Cultura

Giulio Cavalli e “L’innocenza di Giulio”, un libro “sull’assoluzione più colpevole d’Italia”

Esce in libreria per Chiarelettere l'ultimo lavoro dell'autore milanese sulla vicenda giudiziaria del politico più longevo della Repubblica. Un volume che ripercorre la sua storia e ristabilisce una verità da troppi dimenticata: il sette volte presidente del consiglio non è stato assolto, ma riconosciuto colpevole del reato di associazione mafiosa fino al 1980, ma prescritto

di Elena Rosselli
Giulio Cavalli

“L’assoluzione più colpevole d’Italia”. Così Giulio Cavalli, scrittore, autore teatrale e consigliere regionale in Lombardia per Sinistra ecologia e libertà, definisce il “caso Andreotti”, al centro del suo ultimo libro “L’innocenza di Giulio” nelle librerie da oggi per l’editore Chiarelettere.  “Conoscere il processo Andreotti ci insegna a riconoscere la politica che tenta in tutti i modi di legittimare l’illegalità – spiega Cavalli al Fattoquotidiano.it – Soprattutto capire che la storia di questo Paese è negli atti giudiziari, nei fatti che sono stati riscontrati, nei fatti che sono stati raccontati e su cui non possono esistere dubbi”.

Nel 2011 Cavalli porta in scena uno spettacolo teatrale – “L’innocenza di Giulio.

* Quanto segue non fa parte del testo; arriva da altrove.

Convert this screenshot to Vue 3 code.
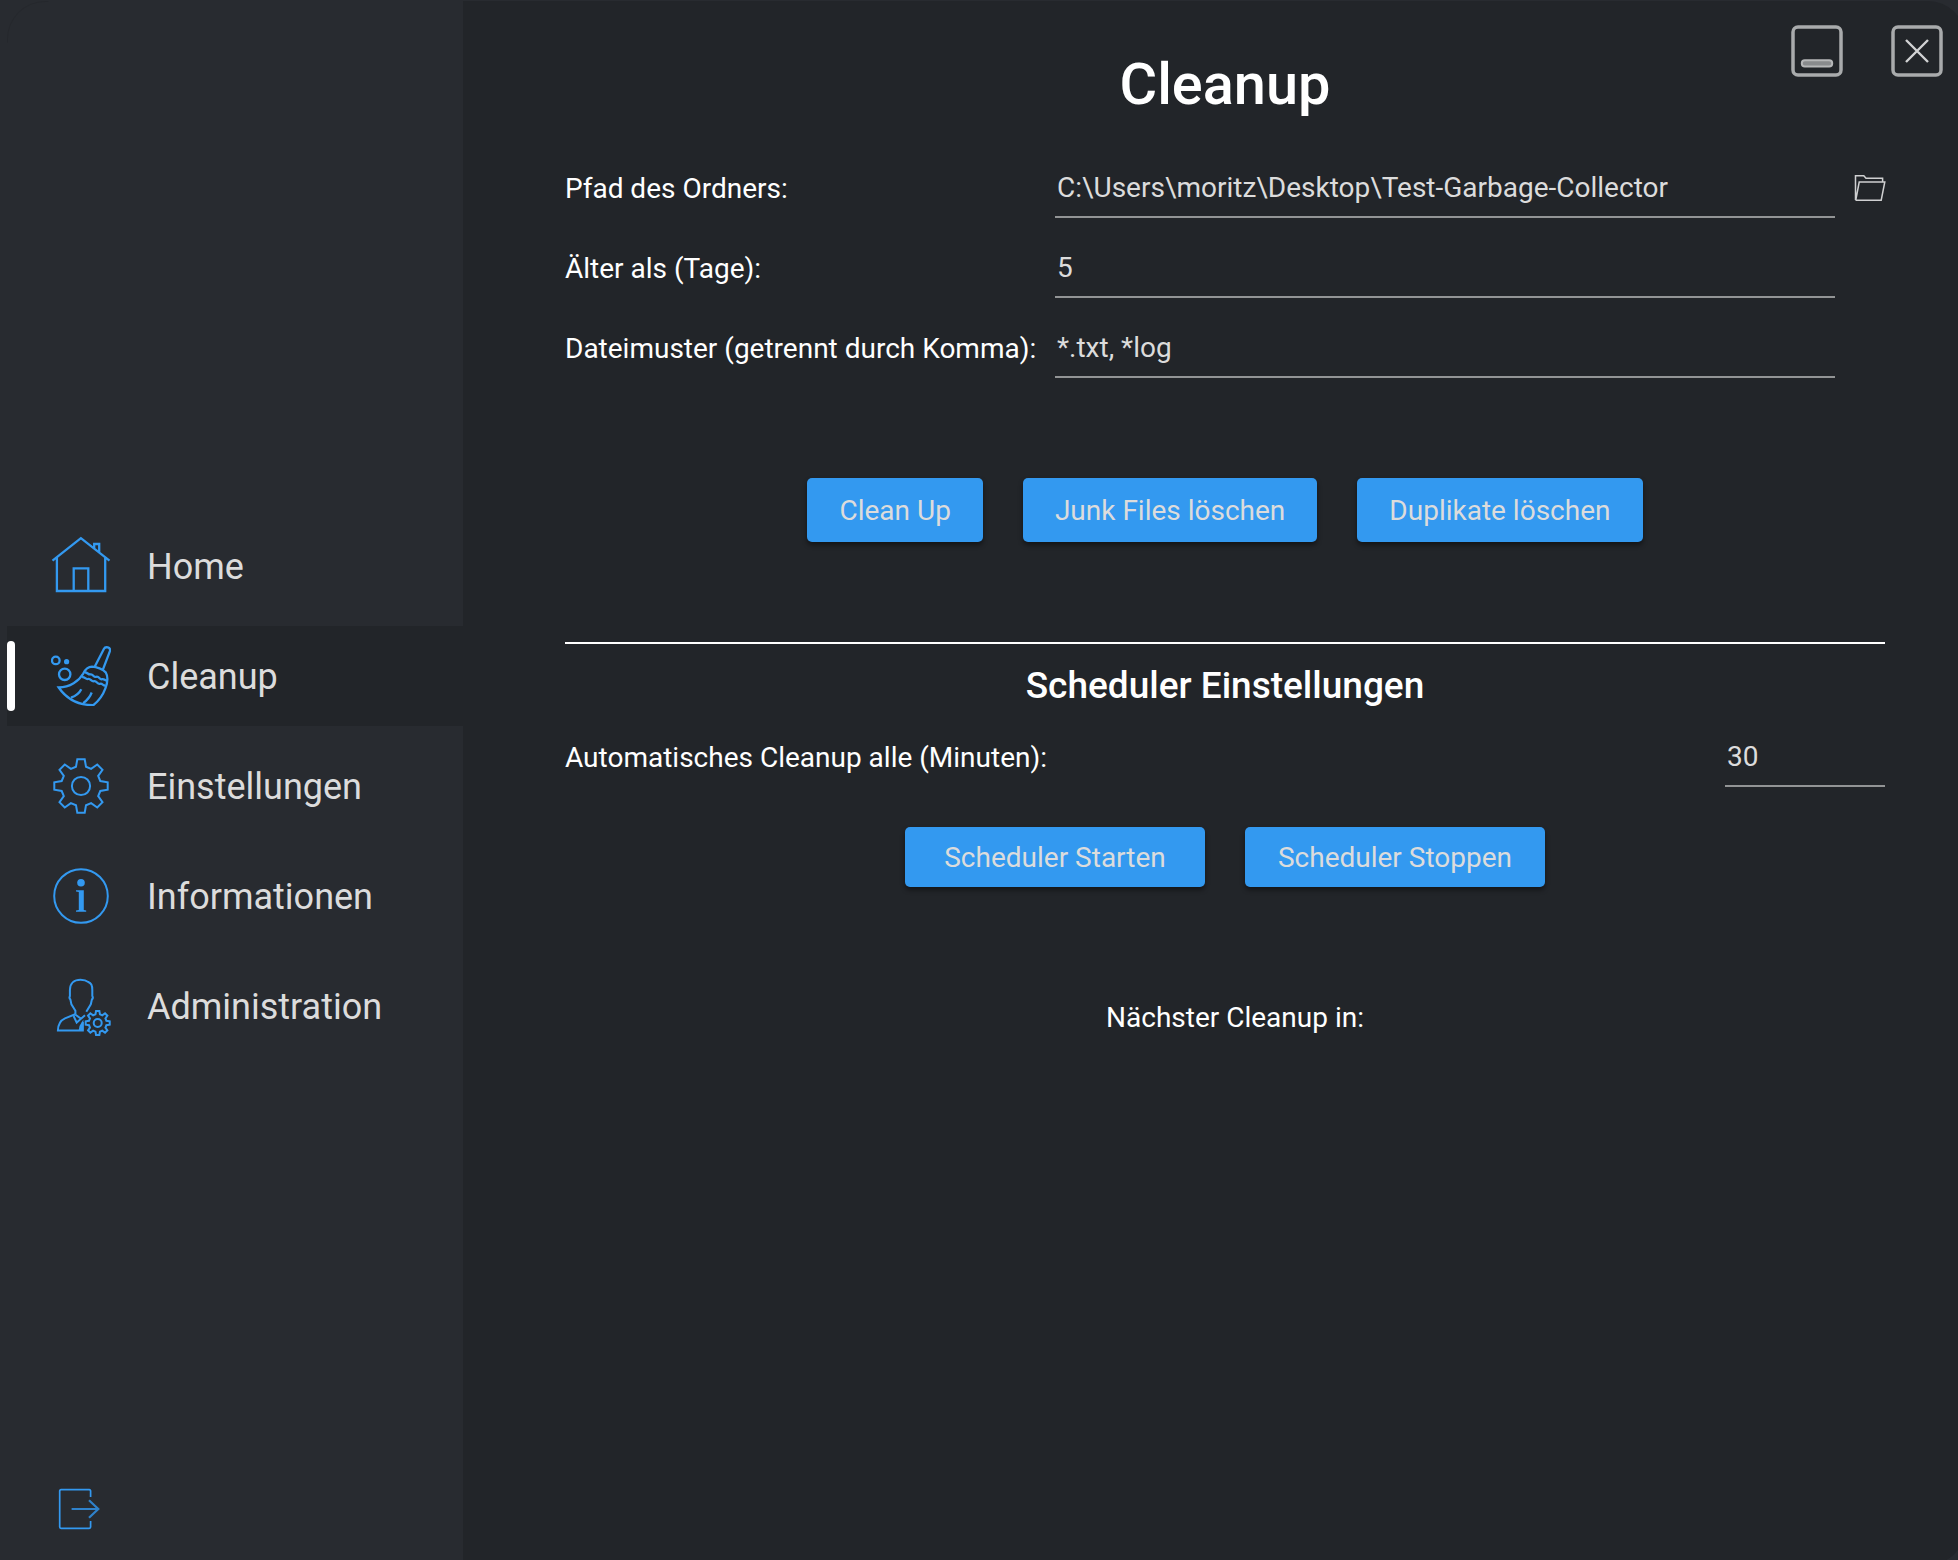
<script setup>
const navItems = [
  { id: 'home', label: 'Home' },
  { id: 'cleanup', label: 'Cleanup', active: true },
  { id: 'settings', label: 'Einstellungen' },
  { id: 'info', label: 'Informationen' },
  { id: 'admin', label: 'Administration' },
]

const fields = [
  { label: 'Pfad des Ordners:', value: 'C:\\Users\\moritz\\Desktop\\Test-Garbage-Collector', browse: true },
  { label: 'Älter als (Tage):', value: '5' },
  { label: 'Dateimuster (getrennt durch Komma):', value: '*.txt, *log' },
]

// Outline of an eight-toothed gear around (cx, cy)
function gear(cx, cy, s) {
  const tooth = [[-5, -19.3], [-3.7, -26.7], [3.7, -26.7], [5, -19.3]]
  let d = ''
  for (let i = 0; i < 8; i++) {
    const a = (i * Math.PI) / 4
    tooth.forEach(([x, y], j) => {
      const px = cx + s * (x * Math.cos(a) - y * Math.sin(a))
      const py = cy + s * (x * Math.sin(a) + y * Math.cos(a))
      d += `${i + j === 0 ? 'M' : 'L'}${px.toFixed(2)} ${py.toFixed(2)}`
    })
  }
  return d + 'Z'
}
const bigGear = gear(30, 30, 1)
const smallGear = gear(46.7, 47, 0.45)
</script>

<template>
  <div class="window">
    <aside class="sidebar">
      <nav class="nav">
        <a v-for="item in navItems" :key="item.id" class="nav-item" :class="{ active: item.active }">
          <span class="marker"></span>
          <svg class="icon" viewBox="0 0 60 60">
            <g v-if="item.id === 'home'">
              <path d="M1.5 24.7 29.9 2.2 58.5 24.7M5.9 21.5V55H54.2V21.5M22.7 55V32.3H37.3V55M43.2 12.5V8H48.2V16.4" />
            </g>
            <g v-else-if="item.id === 'cleanup'">
              <circle cx="4.8" cy="14.4" r="3.8" />
              <circle cx="15.6" cy="15.7" r="2.6" class="solid" />
              <circle cx="13.7" cy="28.3" r="5.7" />
              <path d="M43.7 20.7 53 2.8C54.3.2 59.8 1 59 5L51.6 24.3" />
              <path d="M7.7 41.5C19 41.4 28 35 32.3 27.5C34.5 22.8 37 20.6 41 20.6C45 20.8 52.5 23 54.8 26.5C59.2 34 53.5 50.5 42.3 59.2C28 59.2 16 53.5 7.7 41.5Z" />
              <path d="M34 26.5C36.5 26.2 37 28.8 39.5 28.4C42.3 27.8 42.5 31.8 45.3 30.8C48.2 30 48.5 34 51 33.2C53.3 32.6 54 34.8 56 34.5" />
              <path d="M31 31.2C34 30.6 34.5 33.7 37 33C39.8 32.2 40.3 36 43 35.2C45.8 34.5 46.3 38.8 49 37.8C51.3 37 52 39.8 54.3 39.5" />
              <path d="M30.3 43.3Q27.5 49 20 51.7M40.7 46.5Q38.5 52.5 32.2 57.2" />
            </g>
            <g v-else-if="item.id === 'settings'" class="thin">
              <path :d="bigGear" />
              <circle cx="30" cy="30" r="9.1" />
            </g>
            <g v-else-if="item.id === 'info'" class="thin">
              <circle cx="30" cy="30" r="26.8" />
              <circle cx="30" cy="16.7" r="3.8" class="solid" />
              <path d="M25 24.3H32.8V44L35.2 44.6V45.8H25V44.6L27.8 44V26L25 25.6Z" class="solid" />
            </g>
            <g v-else class="thin">
              <path d="M24.4 38.3V34.7L20.4 28.3 19.4 23.5C18.2 22.5 18.4 21 18.9 20V14C18.9 7 23.5 3.7 29.5 3.7C33.5 3.7 35.5 4.5 37.3 6C40.2 7 41.4 10 41.3 14V20C42 21 41.9 22.5 40.9 23.5L39.8 28.3 35.3 35.7" />
              <path d="M24.2 38.3 14 42.3C9 44.5 7 48.5 6.9 54.6H31.8V46" />
              <path d="M24.2 38.5 30 42.7 25.7 46.6 22.6 40M30 42.7 34 39.2" />
              <path d="M32.4 43.5 28.5 50 27.6 54.8H32.4Z" class="solid" />
              <path :d="smallGear" />
              <circle cx="46.7" cy="47" r="4" />
            </g>
          </svg>
          <span class="nav-label">{{ item.label }}</span>
        </a>
      </nav>
      <svg class="logout" viewBox="0 0 42 42">
        <path d="M32.6 9V3Q32.6 1.7 31.3 1.7H3Q1.7 1.7 1.7 3V39Q1.7 40.3 3 40.3H31.3Q32.6 40.3 32.6 39V33" />
        <path class="arrow" d="M13.6 21H40M31 12.2 40.3 21 31 29.8" />
      </svg>
    </aside>

    <main class="content">
      <div class="controls">
        <svg viewBox="0 0 52 52">
          <rect x="2" y="2" width="48" height="48" rx="5" />
          <rect x="10.8" y="35.3" width="30.4" height="6.2" rx="3" class="dash" />
        </svg>
        <svg viewBox="0 0 52 52">
          <rect x="2" y="2" width="48" height="48" rx="5" />
          <path d="M15 15 37 37M37 15 15 37" />
        </svg>
      </div>

      <h1>Cleanup</h1>

      <div class="form">
        <div v-for="f in fields" :key="f.label" class="row">
          <label>{{ f.label }}</label>
          <div class="input">{{ f.value }}</div>
          <svg v-if="f.browse" class="folder" viewBox="0 0 32 28">
            <path d="M1.5 26V1.7H9.8L12 4.2H28.6V7.5M1.5 26.2H27.2L30.8 8H5.2L1.8 26" />
          </svg>
        </div>
      </div>

      <div class="buttons">
        <button>Clean Up</button>
        <button>Junk Files löschen</button>
        <button>Duplikate löschen</button>
      </div>

      <section class="scheduler">
        <h2>Scheduler Einstellungen</h2>
        <div class="interval">
          <label>Automatisches Cleanup alle (Minuten):</label>
          <div class="input">30</div>
        </div>
        <div class="buttons compact">
          <button>Scheduler Starten</button>
          <button>Scheduler Stoppen</button>
        </div>
        <p class="next">Nächster Cleanup in:</p>
      </section>
    </main>
  </div>
</template>

<style>
body {
  background: #282b30;
}
</style>

<style scoped>
* {
  box-sizing: border-box;
}
.window {
  position: relative;
  display: flex;
  width: 1958px;
  height: 1560px;
  overflow: hidden;
  background: #282b30;
  color: #fff;
  font-family: Roboto, sans-serif;
  font-size: 28px;
}
/* faint edge of the rounded window corner */
.window::before {
  content: '';
  position: absolute;
  top: 1px;
  left: 7px;
  width: 40px;
  height: 40px;
  border: 1px solid transparent;
  border-top-color: rgba(0, 0, 0, 0.08);
  border-left-color: rgba(0, 0, 0, 0.08);
  border-radius: 38px 0 0 0;
}
.sidebar {
  display: flex;
  flex: none;
  flex-direction: column;
  justify-content: space-between;
  width: 463px;
  padding: 516px 0 30px 7px;
}
.nav {
  display: flex;
  flex-direction: column;
  gap: 10px;
}
.nav-item {
  display: flex;
  align-items: center;
  height: 100px;
  color: #dcdcdc;
  font-size: 36px;
}
.nav-item.active {
  background: #222529;
}
.nav-label {
  padding-top: 1px;
}
.marker {
  width: 8px;
  height: 70px;
  border-radius: 4px;
}
.active .marker {
  background: #fff;
}
.icon {
  width: 60px;
  height: 60px;
  margin: 0 36px;
}
svg {
  fill: none;
  stroke: #3399f0;
  stroke-width: 2.3;
  flex: none;
}
.icon .thin {
  stroke-width: 2;
}
.icon .solid {
  fill: #3399f0;
  stroke: none;
}
.logout {
  width: 42px;
  height: 42px;
  margin-left: 51px;
  stroke-width: 1.7;
}
.logout .arrow {
  stroke-width: 2.2;
  stroke: #2f82cb;
}
.content {
  position: relative;
  flex: none;
  width: 1502px;
  height: 1564px;
  margin-top: 1px;
  padding: 0 80px 0 102px;
  border-radius: 0 37px 37px 0;
  background: #222529;
}
.controls {
  position: absolute;
  top: 24px;
  right: 22px;
  display: flex;
  gap: 48px;
}
.controls svg {
  width: 52px;
  height: 52px;
  stroke: #a9abac;
  stroke-width: 3.5;
}
.controls path {
  stroke: #d2d3d4;
  stroke-width: 2.4;
}
.controls .dash {
  fill: #898b8d;
  stroke: #b6b7b8;
  stroke-width: 2;
}
h1 {
  margin: 0;
  padding-top: 50px;
  font-size: 57.7px;
  font-weight: 500;
  line-height: 66px;
  text-align: center;
}
.form {
  display: flex;
  flex-direction: column;
  gap: 20px;
  margin-top: 41px;
}
.row {
  display: flex;
  align-items: center;
  height: 60px;
}
.row label {
  width: 490px;
}
.input {
  width: 780px;
  height: 60px;
  padding: 0 2px;
  border-bottom: 2px solid #929495;
  color: #dcdcdc;
  line-height: 59px;
}
.folder {
  width: 32px;
  height: 28px;
  margin-left: 19px;
  margin-right: -2px;
  stroke: #cfd0d1;
  stroke-width: 1.5;
}
.buttons {
  display: flex;
  justify-content: center;
  gap: 40px;
  margin-top: 100px;
}
button {
  height: 64px;
  padding: 0 32px;
  border: 0;
  border-radius: 5px;
  background: #3399f0;
  box-shadow: 0 3px 5px rgba(0, 0, 0, 0.45);
  color: #dcdcdc;
  font: inherit;
}
.scheduler {
  margin-top: 100px;
  border-top: 2px solid #fff;
}
h2 {
  margin: 20px 0 0;
  font-size: 37px;
  font-weight: 500;
  line-height: 43px;
  text-align: center;
}
.interval {
  display: flex;
  align-items: center;
  justify-content: space-between;
  margin-top: 20px;
}
.interval .input {
  width: 160px;
}
.compact {
  margin-top: 40px;
}
.compact button {
  width: 300px;
  height: 60px;
}
.next {
  margin: 114px 0 0;
  padding-left: 20px;
  line-height: 34px;
  text-align: center;
}
</style>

Andreotti non è stato assolto” – uno spettacolo-monologo in cui testimonianze, deposizioni e lettura degli atti giudiziari si alternano per raccontare il processo per mafia che ha coinvolto una delle figure politiche più controverse della politica italiana. “Tutto parte da una cena con il procuratore Gian Carlo Caselli e con Carlo Lucarelli – racconta ancora l’autore, milanese, classe 1977 – In quel momento decidemmo che non potevamo lasciare il racconto della vicenda Andreotti a chi continuava a dire che il politico sette volte presidente del Consiglio era stato assolto nel processo per mafia”. Perché, “se si ripete una bugia infinite volte alla fine si riesce anche a trasformare in una verità storica qualcosa che in realtà non è mai avvenuto”. E quello che non è mai avvenuto è proprio l’assoluzione di “Belzebù”.

Tutti ricordano la giovane e allora sconosciuta avvocato Giulia Bongiorno chiamare l’illustre cliente gridando “Assolto! Assolto!”. Molti meno ricordano che nella sentenza d’appello, emessa dal tribunale di Palermo nel 2003 allora guidato da Gian Carlo Caselli, Andreotti viene riconosciuto colpevole del reato di partecipazione all’associazione per delinquere con Cosa Nostra, “concretamente ravvisabile fino alla primavera 1980”, reato però “estinto per prescrizione”. Una versione confermata anche dalla Cassazione. Altro che innocente. La sentenza della Corte d’Appello di Palermo è lapidaria: “Andreotti ha avuto piena consapevolezza che i suoi sodali siciliani intrattenevano amichevoli rapporti con alcuni boss mafiosi; ha quindi coltivato, a sua volta, amichevoli relazioni con gli stessi boss; ha palesato agli stessi una disponibilità non meramente fittizia, ancorché non necessariamente seguita da concreti, consistenti interventi agevolativi; ha loro chiesto favori; li ha incontrati; ha interagito con essi”.

Per quella sentenza il giudice Caselli, che firma la prefazione al libro, fu escluso dalla nomina a procuratore nazionale antimafia con una norma specifica ribattezzata “contra personam”. Ora Giulio Cavalli con il suo ultimo lavoro segue un sogno: “Quello – spiega – che dopo aver visto lo spettacolo, le persone sentano il desiderio di documentarsi e per questo comprino il libro”. Un libro contro “l’innocenza di un Paese che si ostina a dimenticare il passato”. Un libro per “interessarsi al presente”.